I titoli delle maggiori testate, sembravano, come detto prima, uscite anch’esse dal teatrino dell’assurdo, dando maggiormente risalto alla storicità del bis presidenziale e non invece alla gravità del gesto e dei fischi dell’opinione pubblica.

Oramai dunque, il Paese è diviso e spaccato: da un lato il sistema politico-economico basato sullo squallido teatrino che ha portato all’elezione di Napolitano, dall’altro la società civile; l’Italia del 21 aprile 2013, sembra non aver nulla di diverso da quella dell’8 settembre 1943, quando calò sulla penisola l’ombra dell’armistizio.

In quella data, i soldati non sapevano più dove fosse il Re, per chi combattere, se stare con i tedeschi o con gli alleati, in poche parola non c’era più l’Italia e gli italiani erano rimasti disorientati e spaesati in attesa dell’evolversi degli eventi: oggi, come allora, non c’è più uno Stato, non c’è più un’unione civile, non si sa da quale parte stare, non si riconosce più nessuna forma di autorità.

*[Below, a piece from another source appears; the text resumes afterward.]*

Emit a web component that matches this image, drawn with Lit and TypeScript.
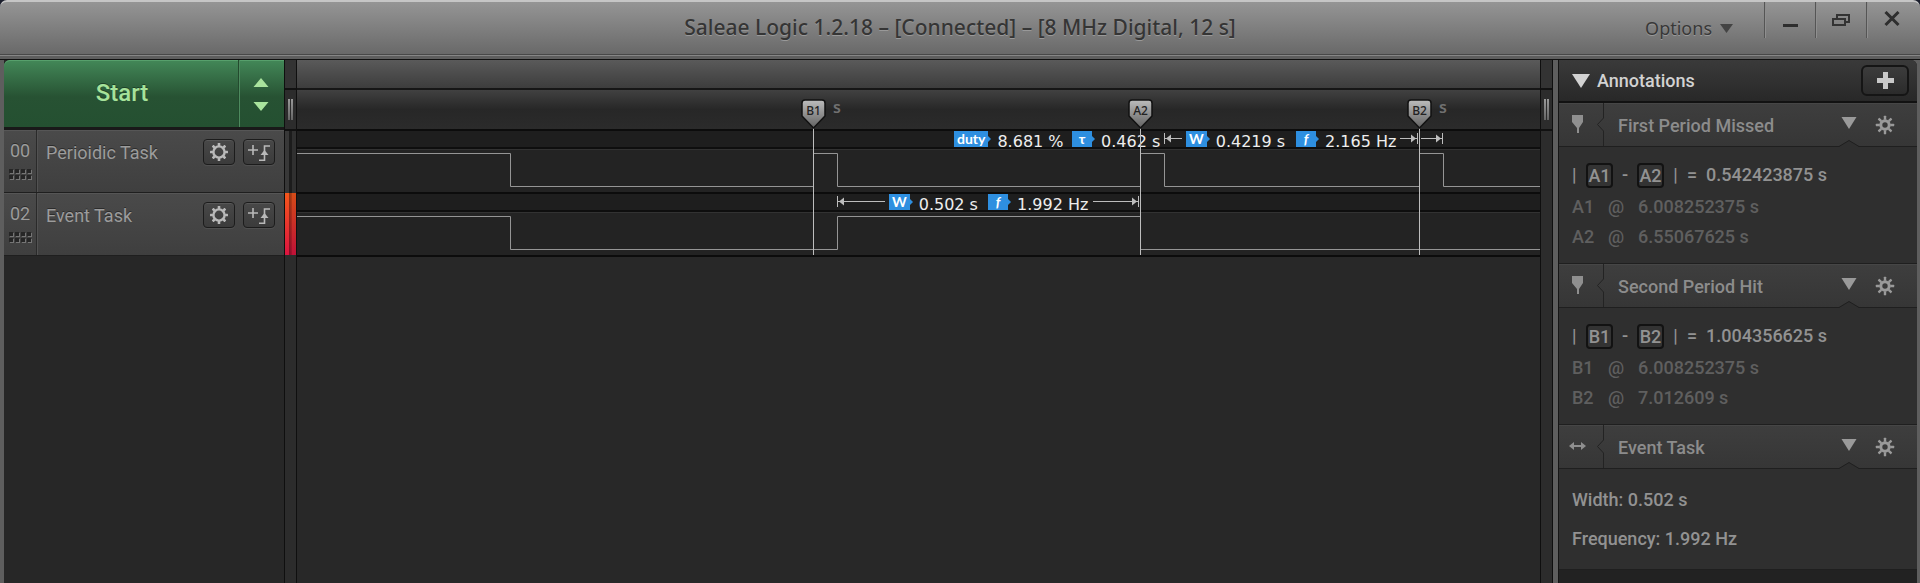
import { LitElement, html, svg, css, nothing } from "lit";
import { customElement, property } from "lit/decorators.js";

const gearTeeth = (n: number, r: number, w: number, len: number) =>
  Array.from({ length: n }, (_, i) => svg`<rect x=${-w / 2} y=${-r} width=${w} height=${len} rx="0.5" transform="rotate(${(i * 360) / n})"></rect>`);

const channelGear = html`<svg class="ico" width="20" height="20" viewBox="-10 -10 20 20" fill="#b9b9b9" aria-hidden="true">
  <circle r="5.6" fill="none" stroke="#b9b9b9" stroke-width="2.4"></circle>${gearTeeth(8, 9, 2.6, 3)}</svg>`;

const noteGear = html`<svg class="ico" width="20" height="20" viewBox="-10 -10 20 20" fill="#9a9a9a" aria-hidden="true">
  <circle r="4.2" fill="none" stroke="#9a9a9a" stroke-width="3"></circle>${gearTeeth(8, 9.2, 2.4, 4)}</svg>`;

const triggerIcon = html`<svg class="ico" width="24" height="20" viewBox="0 0 24 20" fill="none" stroke="#b9b9b9" stroke-width="1.6" aria-hidden="true">
  <path d="M1 8h10M6 3v10M12 18.200h5.500V4H23"></path><path d="M13.500 13l4-5 4 5z" fill="#b9b9b9" stroke="none"></path></svg>`;

@customElement("channel-row")
export class ChannelRow extends LitElement {
  @property() index = "";
  @property() name = "";

  static styles = css`
    :host { display: flex; height: 62px; color: #9c9c9c; font: 400 18px/20px Roboto, sans-serif;
      background: linear-gradient(#4a4a4a, #3f3f3f); border-bottom: 1px solid #1f1f1f; box-shadow: inset 0 1px #565656; text-shadow: 0 -1px #2c2c2c; }
    .num { width: 32px; display: flex; flex-direction: column; align-items: center; padding-top: 11px; gap: 8px;
      border-right: 1px solid #2a2a2a; box-shadow: 1px 0 #525252; }
    .name { flex: 1; padding: 13px 0 0 9px; }
    .btns { display: flex; gap: 8px; padding: 9px 9px 0 0; align-items: flex-start; }
    button { width: 32px; height: 26px; padding: 0; display: grid; place-items: center; border: 1px solid #1c1c1c; border-radius: 4px;
      background: linear-gradient(#484848, #3b3b3b); box-shadow: inset 0 1px #575757, 0 1px #505050; }
    .ico { display: block; }
  `;

  render() {
    return html`<div class="num"><span>${this.index}</span>
        <svg class="ico" width="23" height="11" viewBox="0 0 23 11" aria-hidden="true">
          ${[0, 6, 12, 18].map((x) => [0, 6].map((y) => svg`<rect x=${x + 1} y=${y + 1} width="4" height="4" fill="#757575"></rect><rect x=${x} y=${y} width="4" height="4" fill="#262626"></rect>`))}
        </svg></div>
      <span class="name">${this.name}</span>
      <div class="btns">
        <button aria-label="Channel settings">${channelGear}</button>
        <button aria-label="Add trigger">${triggerIcon}</button>
      </div>`;
  }
}

interface Part { x: number; tag: string; value: string }
interface Span { from: number; to: number; left: boolean; right: boolean }
interface Lane { start: boolean; edges: number[]; parts: Part[]; spans: Span[] }

const HIGH = 4.5;
const LOW = 37.5;

const lanes: Lane[] = [
  {
    start: true,
    edges: [213, 516, 540, 843, 867, 1122, 1146],
    parts: [
      { x: 657, tag: "duty", value: "8.681 %" },
      { x: 775, tag: "τ", value: "0.462 s" },
      { x: 889, tag: "W", value: "0.4219 s" },
      { x: 999, tag: "f", value: "2.165 Hz" },
    ],
    spans: [
      { from: 867, to: 885, left: true, right: false },
      { from: 1102, to: 1121, left: false, right: true },
      { from: 1123, to: 1146, left: false, right: true },
    ],
  },
  {
    start: true,
    edges: [213, 540, 843],
    parts: [
      { x: 592, tag: "W", value: "0.502 s" },
      { x: 691, tag: "f", value: "1.992 Hz" },
    ],
    spans: [
      { from: 540, to: 588, left: true, right: false },
      { from: 795, to: 842, left: false, right: true },
    ],
  },
];

const wavePath = (lane: Lane) => {
  let level = lane.start;
  let d = `M0 ${level ? HIGH : LOW}`;
  for (const x of lane.edges) {
    level = !level;
    d += `H${x + 0.5}V${level ? HIGH : LOW}`;
  }
  return d + "H6000";
};

const markers = [
  { x: 516, label: "B1", unit: "s" },
  { x: 843, label: "A2", unit: "" },
  { x: 1122, label: "B2", unit: "s" },
];

@customElement("logic-graph")
export class LogicGraph extends LitElement {
  static styles = css`
    :host { display: block; position: relative; overflow: hidden; background: #282828; }
    .overview { height: 28px; background: linear-gradient(#5a5a5a, #3d3d3d); border-bottom: 2px solid #161616; }
    .ruler { height: 39px; background: linear-gradient(#414141, #272727 50%, #2b2b2b); border-bottom: 2px solid #0c0c0c; }
    .lane { height: 61px; border-bottom: 2px solid #0c0c0c; background: #232323; }
    .band { position: relative; height: 16px; background: #1e1e1e; border-bottom: 2px solid #0e0e0e; box-shadow: 0 1px #323232; }
    .wave { display: block; width: 100%; height: 43px; }
    .part { position: absolute; top: 0; display: flex; gap: 9px; white-space: nowrap; }
    .tag { position: relative; height: 16px; min-width: 14px; padding: 0 3px; text-align: center; background: #2e8fe0; color: #fff; font: 700 14px/16px Lato, "Open Sans", sans-serif; }
    .tag::after { content: ""; position: absolute; left: 100%; top: 5px; border: 3px solid transparent; border-left-color: #2e8fe0; border-right: 0; }
    .tag.f { font-style: italic; }
    .val { font: 16px/22px "DejaVu Sans", sans-serif; color: #eee; }
    .span { position: absolute; top: 2px; height: 12px; overflow: visible; }
    .marker { position: absolute; top: 39px; width: 30px; height: 156px; margin-left: -15px; }
    .flag { position: absolute; inset: 0; }
    .text { position: absolute; left: 0; top: 5px; width: 31px; text-align: center; font: 500 12px/14px "Noto Sans", sans-serif; color: #222; }
    .unit { position: absolute; left: 35px; top: 0; font: 600 16px/16px "Noto Sans", sans-serif; color: #707070; }
  `;

  render() {
    return html`
      <div class="overview"></div>
      <div class="ruler"></div>
      ${lanes.map((l) => html`<div class="lane">
        <div class="band">
          ${l.parts.map((p) => html`<div class="part" style="left:${p.x}px"><span class="tag ${p.tag}">${p.tag}</span><span class="val">${p.value}</span></div>`)}
          ${l.spans.map((s) => {
            const w = s.to - s.from;
            return html`<svg class="span" style="left:${s.from}px;width:${w}px" fill="#bdbdbd" aria-hidden="true">
              <rect x="1" y="5" width=${w - 1} height="1"></rect>
              ${s.left ? svg`<rect width="1" height="11"></rect><path d="M2 5.500l5-4v8z"></path>` : nothing}
              ${s.right ? svg`<rect x=${w - 1} width="1" height="11"></rect><path d="M${w - 2} 5.500l-5-4v8z"></path>` : nothing}
            </svg>`;
          })}
        </div>
        <svg class="wave" aria-hidden="true"><path d=${wavePath(l)} fill="none" stroke="#959595"></path></svg>
      </div>`)}
      ${markers.map((m) => html`<div class="marker" style="left:${m.x}px">
        <svg class="flag" width="30" height="156" viewBox="0 0 30 156" aria-hidden="true">
          <defs><linearGradient id="g" x1="0" y1="0" x2="0" y2="1"><stop offset="0" stop-color="#bcbcbc"></stop><stop offset="1" stop-color="#626262"></stop></linearGradient></defs>
          <path d="M15.500 28V156" stroke="#bdbdbd"></path>
          <path d="M4 4q0-3 3-3h17q3 0 3 3v13l-11.500 12L4 17z" fill="url(#g)" stroke="#111" stroke-width="1.500"></path>
        </svg>
        <span class="text">${m.label}</span>
        ${m.unit ? html`<span class="unit">${m.unit}</span>` : nothing}
      </div>`)}
    `;
  }
}

@customElement("note-section")
export class NoteSection extends LitElement {
  @property() heading = "";
  @property() kind = "pin";

  static styles = css`
    :host { display: block; }
    .head { position: relative; display: flex; align-items: center; height: 43px; background: linear-gradient(#3e3e3e, #363636);
      border-bottom: 1px solid #1f1f1f; box-shadow: inset 0 1px #464646; font: 500 18px/20px Roboto, sans-serif; color: #8c8c8c; }
    .kind { width: 45px; height: 43px; display: block; }
    .title { flex: 1; padding: 2px 0 0 14px; }
    button { padding: 0; border: 0; background: none; display: block; }
    .fold { margin-right: 18px; height: 22px; }
    .gear { margin-right: 22px; height: 22px; }
    .notch { position: absolute; right: 56px; bottom: -2px; }
    .ico { display: block; }
  `;

  render() {
    const icon = this.kind === "pin"
      ? svg`<path d="M13 12h11v7l-4 6v5h-2v-5l-5-6z"></path>`
      : svg`<path d="M10 21l5-4v3h7v-3l5 4-5 4v-3h-7v3z"></path>`;
    return html`<div class="head">
        <svg class="kind" viewBox="0 0 45 43" fill="#8f8f8f" aria-hidden="true">${icon}<path d="M44.500 0V15L38.500 21.500L44.500 28V43" fill="none" stroke="#232323"></path></svg>
        <span class="title">${this.heading}</span>
        <button class="fold" aria-label="Collapse"><svg class="ico" width="16" height="22" aria-hidden="true"><path d="M0.500 3h15l-7.500 12z" fill="#9a9a9a"></path></svg></button>
        <button class="gear" aria-label="Settings">${noteGear}</button>
        <svg class="notch" width="24" height="8" viewBox="0 0 24 8" aria-hidden="true"><path d="M0 6.500H2L12 0.500L22 6.500H24V8H0z" fill="#2f2f2f"></path><path d="M0 6.500H2L12 0.500L22 6.500H24" fill="none" stroke="#1f1f1f"></path></svg>
      </div>
      <slot></slot>`;
  }
}

@customElement("app-root")
export class AppRoot extends LitElement {
  static styles = css`
    :host { display: flex; flex-direction: column; min-height: 100vh; background: linear-gradient(#1b1e2c 8px, #5e5e5e 8px); box-sizing: border-box; font-family: Roboto, sans-serif; }
    .bar { position: relative; display: flex; justify-content: flex-end; height: 52px; padding-right: 3px; border-top: 2px solid #c6c6c6; border-bottom: 1px solid #484848;
      background: linear-gradient(#959595, #696969); box-shadow: 0 1px #868686; border-radius: 7px 7px 0 0; color: #353535; text-shadow: 0 1px #999; }
    .caption { position: absolute; inset: 0; margin: 0; text-align: center; font: 500 21px/50px "Noto Sans", sans-serif; }
    .opts { position: relative; display: flex; align-items: center; gap: 8px; padding: 0 31px 0 0; border: 0; background: none; color: #383838; font: 18px/24px "Noto Sans", sans-serif; text-shadow: inherit; }
    .win { position: relative; width: 51px; height: 36px; padding: 0; border: 0; background: none; border-left: 1px solid #555; box-shadow: inset 1px 0 #8f8f8f; display: grid; place-items: center; }
    .main { flex: 1; display: grid; grid-template-columns: 280px 13px minmax(0, 1fr) 13px 5px 359px; padding: 0 3px 0 4px; margin-top: 4px; border-top: 1px solid #111; }
    .side { background: #272727; }
    .start { display: flex; height: 67px; border-bottom: 3px solid #191919; }
    .go, .more { border: 0; padding: 0; background: linear-gradient(#438858, #275233 55%, #245031); box-shadow: inset 0 1px #57a06c; color: #a6e29a; }
    .go { flex: 1; font: 500 24px/62px Roboto, sans-serif; padding: 0 0 2px 2px; border-top-left-radius: 6px; border-right: 1px solid #234a2e; text-shadow: 0 -1px #1d4028; }
    .more { width: 45px; padding-right: 2px; display: grid; place-items: center; border-left: 1px solid #4d8a5e; }
    .split { display: flex; flex-direction: column; background: #2c2c2c; border: solid #0f0f0f; border-width: 0 1px; }
    .s1 { height: 28px; border-bottom: 2px solid #111; background: #333; }
    .s2 { height: 39px; border-bottom: 2px solid #111; display: flex; justify-content: center; align-items: center; gap: 1px; }
    .s2 i { width: 2px; height: 21px; background: linear-gradient(#999, #666); }
    .s3 { height: 62px; background: linear-gradient(90deg, #383838, #383838 40%, #1c1c1c 40%, #1c1c1c 60%, #303030 60%); }
    .s4 { height: 62px; background: linear-gradient(90deg, transparent 40%, #0006 40%, #0004 60%, #0002 60%), linear-gradient(#f6571b, #dc1440); }
    .notes { background: #222; border-left: 1px solid #151515; border-top-right-radius: 6px; overflow: hidden; }
    .nhead { display: flex; align-items: center; height: 41px; padding: 0 8px 0 13px; border-bottom: 2px solid #121212; background: linear-gradient(#3a3a3a, #282828); color: #d2d2d2; }
    .nhead h2 { flex: 1; margin: 0 0 0 7px; font: 500 18px/20px Roboto, sans-serif; }
    .add { width: 48px; height: 31px; padding: 0; border: 2px solid #151515; border-radius: 6px; background: linear-gradient(#3c3c3c, #2b2b2b); display: grid; place-items: center; }
    .body { padding: 11px 13px; background: #2f2f2f; border-bottom: 1px solid #1f1f1f; color: #929292; font: 500 18px/30px Roboto, sans-serif; }
    .eq { display: flex; align-items: center; height: 34px; white-space: pre; }
    .key { box-sizing: border-box; width: 27px; height: 25px; border: 2px solid #121212; border-radius: 4px; text-align: center; line-height: 22px; background: #333; }
    .bar1 { width: 14px; }
    .minus { width: 24px; text-align: center; }
    .bar2 { width: 23px; text-align: center; }
    .same { width: 19px; }
    .at { display: grid; grid-template-columns: 36px 30px 1fr; color: #5f5f5f; }
    .tall { padding: 11px 13px; line-height: 39px; }
    p { margin: 0; }
    svg { display: block; }
  `;

  private note(a: string, b: string, diff: string, ta: string, tb: string) {
    return html`<div class="body">
      <div class="eq"><span class="bar1">|</span><span class="key">${a}</span><span class="minus">-</span><span class="key">${b}</span><span class="bar2">|</span><span class="same">=</span><span>${diff}</span></div>
      <div class="at"><span>${a}</span><span>@</span><span>${ta}</span></div>
      <div class="at"><span>${b}</span><span>@</span><span>${tb}</span></div>
    </div>`;
  }

  render() {
    return html`
      <header class="bar">
        <h1 class="caption">Saleae Logic 1.2.18 – [Connected] – [8 MHz Digital, 12 s]</h1>
        <button class="opts">Options <svg width="13" height="9" aria-hidden="true"><path d="M0 0h13l-6.500 9z" fill="#444"></path></svg></button>
        <button class="win" aria-label="Minimize"><svg width="15" height="18" aria-hidden="true"><rect y="13" width="15" height="3" fill="#2e2e2e"></rect></svg></button>
        <button class="win" aria-label="Restore"><svg width="18" height="13" fill="none" stroke="#333" stroke-width="2" aria-hidden="true"><path d="M5 4V1h12v7h-4M1 5h12v6H1z"></path></svg></button>
        <button class="win" aria-label="Close"><svg width="16" height="18" stroke="#2e2e2e" stroke-width="3" aria-hidden="true"><path d="M1.500 1l13 13M14.500 1l-13 13"></path></svg></button>
      </header>
      <main class="main">
        <section class="side">
          <div class="start">
            <button class="go">Start</button>
            <button class="more" aria-label="Capture settings"><svg width="16" height="34" fill="#a9e39d" aria-hidden="true"><path d="M0.500 10L8 1l7.500 9zM0.500 25h15L8 34z"></path></svg></button>
          </div>
          <channel-row index="00" name="Perioidic Task"></channel-row>
          <channel-row index="02" name="Event Task"></channel-row>
        </section>
        <div class="split"><div class="s1"></div><div class="s2"><i></i><i></i></div><div class="s3"></div><div class="s4"></div></div>
        <logic-graph></logic-graph>
        <div class="split"><div class="s1"></div><div class="s2"><i></i><i></i></div></div>
        <div></div>
        <aside class="notes">
          <div class="nhead">
            <svg width="18" height="14" aria-hidden="true"><path d="M0 0h18L9 14z" fill="#d2d2d2"></path></svg>
            <h2>Annotations</h2>
            <button class="add" aria-label="Add annotation"><svg width="17" height="17" aria-hidden="true"><path d="M6 0h5v6h6v5h-6v6H6v-6H0V6h6z" fill="#c8c8c8"></path></svg></button>
          </div>
          <note-section heading="First Period Missed">${this.note("A1", "A2", "0.542423875 s", "6.008252375 s", "6.55067625 s")}</note-section>
          <note-section heading="Second Period Hit">${this.note("B1", "B2", "1.004356625 s", "6.008252375 s", "7.012609 s")}</note-section>
          <note-section heading="Event Task" kind="width"><div class="body tall"><p>Width: 0.502 s</p><p>Frequency: 1.992 Hz</p></div></note-section>
        </aside>
      </main>
    `;
  }
}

Anche lo stesso Beppe Grillo oggi non sapeva cosa fare: si è ritrovato a Roma e non sapeva se arringare la folla oppure mantenere i toni cauti, preferendo poi di non decidere affatto e di allontanarsi dalla capitale, non  dando alcun ordine ai tanti cittadini che si erano radunati dinnanzi il Colosseo.

Dopo il colpo di Stato che ha portato Monti a Palazzo Chigi, dopo il secondo colpo di Stato che ha portato il Paese in mano a 10 “saggi”, adesso chiude il quadro la scellerata riconferma di Napolitano; ma ancora non è finita: si parla infatti, di affidare il governo a uno tra Amato e Letta, personaggi anche loro prodotti indefiniti e “grigi” della Seconda Repubblica ed anche loro fortemente contestati dall’opinione pubblica.

Ma forse ormai tutto questo non interessa più; chiunque vada a Palazzo Chigi o al Quirinale, non arriverà mai ad avere la legittimazione popolare ed aumenterà soltanto lo scollamento tra Paese civile ed istituzioni: questo la politica prima lo capisce e meglio è, al fine di evitare il definitivo scioglimento dei fondamenti dell’unità nazionale.